Copy That Floppy – Cambridge guide for preserving data from fragile floppy disks(www.digipres.org)
167 points | 64 commentspage 3
tclancy 5 hours ago|
This is also an internal team name for the doctors in charge of preserving Elon Musk’s lineage.
yigalirani 10 hours ago||
Last time that I had to use flopping disc was when the Chicago movie came out that was 2002. 24 years ago. And even that was for one off project after several years of not using it
demute 11 hours ago|
Efficient market hypothesis applied to this topic would say that if you really do have a floppy, you should already have made a copy of it.
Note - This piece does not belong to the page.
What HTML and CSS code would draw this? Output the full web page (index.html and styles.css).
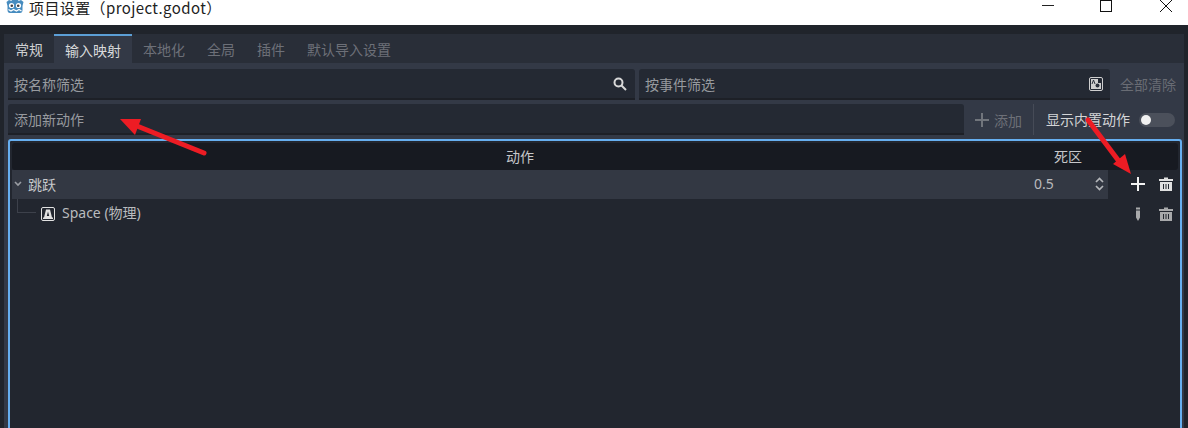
FILE: index.html
```html
<!DOCTYPE html>
<html lang="zh">
<head>
<meta charset="utf-8">
<title>项目设置</title>
<link rel="stylesheet" href="styles.css">
</head>
<body>
<header class="titlebar">
  <div class="title-left">
    <svg class="app-icon" width="18" height="16" viewBox="0 0 18 16"><path d="M0.5 4 L3 2 L5.5 3 L6.5 0 H11.5 L12.5 3 L15 2 L17.5 4 L16.5 8 V12 Q16.5 15 14 15 H4 Q1.5 15 1.5 12 V8 Z" fill="#478cbf"/><circle cx="5.5" cy="7.5" r="2.6" fill="#fff"/><circle cx="12.5" cy="7.5" r="2.6" fill="#fff"/><circle cx="5.8" cy="7.8" r="1.3" fill="#414042"/><circle cx="12.2" cy="7.8" r="1.3" fill="#414042"/><path d="M2.5 11.5 L5 13 L7.5 11.5 L10.5 13 L13 11.5 L15.5 13" fill="none" stroke="#fff" stroke-width="1.2"/></svg>
    <span class="title-text">项目设置（project.godot）</span>
  </div>
  <div class="win-controls">
    <svg class="win-min" width="14" height="14" viewBox="0 0 14 14"><path d="M1 6.5 H13" stroke="#222" stroke-width="1"/></svg>
    <svg width="14" height="14" viewBox="0 0 14 14"><rect x="1.5" y="1.5" width="11" height="11" fill="none" stroke="#111" stroke-width="1"/></svg>
    <svg width="14" height="14" viewBox="0 0 14 14"><path d="M1 1 L13 13 M13 1 L1 13" stroke="#111" stroke-width="1"/></svg>
  </div>
</header>
<main class="window">
  <nav class="tabs">
    <span class="tab plain">常规</span>
    <span class="tab active">输入映射</span>
    <span class="tab off">本地化</span>
    <span class="tab off">全局</span>
    <span class="tab off">插件</span>
    <span class="tab off">默认导入设置</span>
  </nav>
  <section class="panel">
    <div class="row filters">
      <div class="field grow-name">
        <span class="ph">按名称筛选</span>
        <svg width="14" height="14" viewBox="0 0 14 14"><circle cx="5.5" cy="5.5" r="4" fill="none" stroke="#d8d8d8" stroke-width="2"/><path d="M8.5 8.5 L13 13" stroke="#d8d8d8" stroke-width="2"/></svg>
      </div>
      <div class="field grow-event">
        <span class="ph">按事件筛选</span>
        <svg width="14" height="14" viewBox="0 0 14 14"><rect x="0.5" y="0.5" width="13" height="13" rx="1.5" fill="none" stroke="#cfcfcf"/><path d="M2 2 H9 V6 H12 V12 H2 Z" fill="#cfcfcf"/><circle cx="8.5" cy="8.5" r="2" fill="#2a2f3a"/><path d="M3 7 L4.5 3 L6 7" stroke="#2a2f3a" fill="none"/></svg>
      </div>
      <span class="clear-all">全部清除</span>
    </div>
    <div class="row adds">
      <div class="field grow-add"><span class="ph">添加新动作</span></div>
      <div class="add-btn">
        <svg width="14" height="14" viewBox="0 0 14 14"><path d="M7 0 V14 M0 7 H14" stroke="#71757c" stroke-width="2"/></svg>
        <span>添加</span>
      </div>
      <div class="sep"></div>
      <span class="builtin">显示内置动作</span>
      <span class="toggle"><span class="knob"></span></span>
    </div>
    <div class="tree">
      <div class="tree-head">
        <span class="col-action">动作</span>
        <span class="col-dead">死区</span>
      </div>
      <div class="tree-row action-row">
        <div class="action-cell">
          <svg class="chev" width="8" height="6" viewBox="0 0 8 6"><path d="M1 1 L4 4 L7 1" fill="none" stroke="#9a9da3" stroke-width="1.6"/></svg>
          <span class="action-name">跳跃</span>
          <span class="dead-val">0.5</span>
          <svg class="spin" width="9" height="14" viewBox="0 0 9 14"><path d="M1 5 L4.5 1.5 L8 5 M1 9 L4.5 12.5 L8 9" fill="none" stroke="#b4b6ba" stroke-width="1.7"/></svg>
        </div>
        <div class="actions first">
          <svg width="14" height="14" viewBox="0 0 14 14"><path d="M7 0 V14 M0 7 H14" stroke="#f2f2f2" stroke-width="2"/></svg>
          <svg width="14" height="14" viewBox="0 0 14 14"><path d="M5 0.5 H9 V2 H14 V4 H0 V2 H5 Z M1 5 H13 V14 H1 Z" fill="#e0e0e0"/><path d="M4.5 7 V12 M7 7 V12 M9.5 7 V12" stroke="#22262f" stroke-width="1"/></svg>
        </div>
      </div>
      <div class="tree-row event-row">
        <div class="event-cell">
          <span class="branch"></span>
          <svg width="14" height="14" viewBox="0 0 14 14"><rect x="0.5" y="0.5" width="13" height="13" rx="1.5" fill="none" stroke="#e2e2e2"/><path d="M2 12 V10.5 H3 L5 2.5 H9 L11 10.5 H12 V12 Z" fill="#e2e2e2"/><path d="M5.8 9 L7 4.5 L8.2 9 Z" fill="#22262f"/></svg>
          <span class="event-name">Space (物理)</span>
        </div>
        <div class="actions dim">
          <svg width="14" height="14" viewBox="0 0 14 14"><path d="M5 0.5 H9 V2.5 H5 Z M5 3.5 H9 V10.5 L7 14 L5 10.5 Z" fill="#a8a9ab"/></svg>
          <svg width="14" height="14" viewBox="0 0 14 14"><path d="M5 0.5 H9 V2 H14 V4 H0 V2 H5 Z M1 5 H13 V14 H1 Z" fill="#a8a9ab"/><path d="M4.5 7 V12 M7 7 V12 M9.5 7 V12" stroke="#22262f" stroke-width="1"/></svg>
        </div>
      </div>
    </div>
  </section>
</main>
<svg class="arrows" width="1188" height="428" viewBox="0 0 1188 428">
  <path d="M204 153 L132 124" stroke="#ed1c24" stroke-width="5" stroke-linecap="round"/>
  <path d="M120 119 L141 119 L135 135 Z" fill="#ed1c24"/>
  <path d="M1088 120 L1121 164" stroke="#ed1c24" stroke-width="5" stroke-linecap="round"/>
  <path d="M1131 174 L1113 164 L1125 154 Z" fill="#ed1c24"/>
</svg>
</body>
</html>
```
FILE: styles.css
```css
* { box-sizing: border-box; }
html, body { margin: 0; padding: 0; }
body {
  width: 1188px;
  height: 428px;
  overflow: hidden;
  position: relative;
  background: #fff;
  font-family: "Noto Sans", "Noto Sans CJK SC", sans-serif;
  font-size: 14px;
}
.titlebar {
  height: 25px;
  background: #fff;
  display: flex;
  justify-content: space-between;
  align-items: flex-start;
  overflow: hidden;
}
.title-left { display: flex; align-items: center; height: 15px; padding-left: 6px; gap: 5px; }
.app-icon { flex: none; margin-top: -3px; }
.title-text { font-size: 15px; letter-spacing: 0.4px; color: #222; font-family: "Noto Sans CJK SC", sans-serif; line-height: 15px; white-space: nowrap; }
.win-controls { display: flex; gap: 46px; padding-right: 15px; margin-top: -1px; }
.win-min { margin-right: -2px; }
.window {
  height: 403px;
  background: #20242b;
  padding: 9px 4px 0;
}
.tabs { display: flex; height: 29px; background: #292e38; }
.tab {
  height: 29px;
  line-height: 30px;
  padding: 0 11px;
  font-size: 14px;
  font-family: "Noto Sans CJK SC", sans-serif;
}
.tab.plain { color: #cfd0d2; }
.tab.active { background: #333946; border-top: 2px solid #5c9fd6; color: #d8d9db; line-height: 28px; width: 78px; text-align: center; padding: 0; }
.tab.off { color: #6d7078; }
.panel {
  height: 365px;
  background: #333946;
  padding: 6px 4px 0;
  font-family: "Noto Sans CJK SC", sans-serif;
}
.row { display: flex; align-items: stretch; }
.filters { height: 31px; gap: 4px; }
.field {
  background: #242933;
  border-bottom: 2px solid #1d2027;
  border-radius: 3px 3px 0 0;
  display: flex;
  align-items: center;
  justify-content: space-between;
  padding: 0 6px;
}
.ph { color: #979a9f; font-size: 14px; }
.grow-name { width: 627px; padding-right: 8px; }
.grow-event { width: 471px; padding-right: 7px; }
.clear-all { color: #696c74; font-size: 14px; line-height: 31px; margin-left: 6px; }
.adds { height: 31px; margin-top: 4px; }
.grow-add { width: 956px; }
.add-btn { display: flex; align-items: center; gap: 5px; margin-left: 11px; color: #6d7078; font-size: 14px; width: 58px; }
.sep { width: 1px; background: #464b57; margin: 0; height: 31px; }
.builtin { color: #d4d5d7; font-size: 14px; line-height: 31px; margin-left: 12px; }
.toggle { width: 36px; height: 14px; border-radius: 7px; background: #4b505b; margin: 9px 0 0 9px; position: relative; display: block; }
.knob { position: absolute; left: 2px; top: 2px; width: 10px; height: 10px; border-radius: 50%; background: #f0f0f0; }
.tree {
  margin-top: 4px;
  height: 300px;
  background: #22262f;
  border: 2px solid #66aff0;
  border-radius: 3px;
  padding: 2px 2px 0;
  width: 1174px;
}
.tree-head {
  height: 27px;
  padding-bottom: 2px;
  background: #171a21;
  border-radius: 3px;
  color: #c6c7ca;
  font-size: 14px;
  display: flex;
  align-items: center;
}
.col-action { width: 1016px; text-align: center; }
.col-dead { margin-left: 26px; }
.tree-row { display: flex; height: 29px; }
.action-cell {
  width: 1096px;
  background: #333843;
  display: flex;
  align-items: center;
  padding: 0 0 2px 2px;
  color: #c7c8cb;
}
.chev { flex: none; }
.action-name { margin-left: 6px; font-size: 14px; width: 1006px; }
.dead-val { font-family: "Noto Sans", sans-serif; font-size: 14px; width: 61px; color: #b9babd; }
.spin { flex: none; }
.actions { display: flex; gap: 14px; align-items: center; padding-left: 23px; }
.actions.first { padding-bottom: 1px; }
.event-cell { width: 1096px; display: flex; align-items: center; padding-left: 5px; color: #b9bbbe; }
.branch { width: 19px; height: 14px; margin-top: -15px; margin-right: 5px; border-left: 1px solid #3d414b; border-bottom: 1px solid #3d414b; flex: none; }
.event-name { margin: 0 0 4px 7px; font-family: "Noto Sans", "Noto Sans CJK SC", sans-serif; font-size: 14px; }
.arrows { position: absolute; left: 0; top: 0; pointer-events: none; }
```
If that’s Not the case, transform it to a punched card and be done with it.

The chance that one would have anything important on a floppy that is not already backed up in the year of 2026 must be close to zero.

RetroTechie 7 hours ago||
> The chance that one would have anything important on a floppy that is not already backed up in the year of 2026 must be close to zero.

In the case of personal files: probably true. Who needs 20y old tax filings.

But there are exceptions. For example: sometimes games were released (binary only), decades later an author dies, relatives clean out the attic & flog some old computer junk on eBay, buyer goes through the stuff & discovers source code for a game that was believed to be lost long ago.

Or a never-released book manuscript is discovered in similar fashion.

It's not often, but it does happen.

officeplant 5 hours ago|||
>The chance that one would have anything important on a floppy that is not already backed up in the year of 2026 must be close to zero.

Except the fact that there is still tons of old un-archived software out there in the wild because we used floppies for decades.

One of the greatest things about the retro computing community is when they buy or find old software they tend to try to image it and put it up on archive.org.

So much software has already been lost to time unfortunately.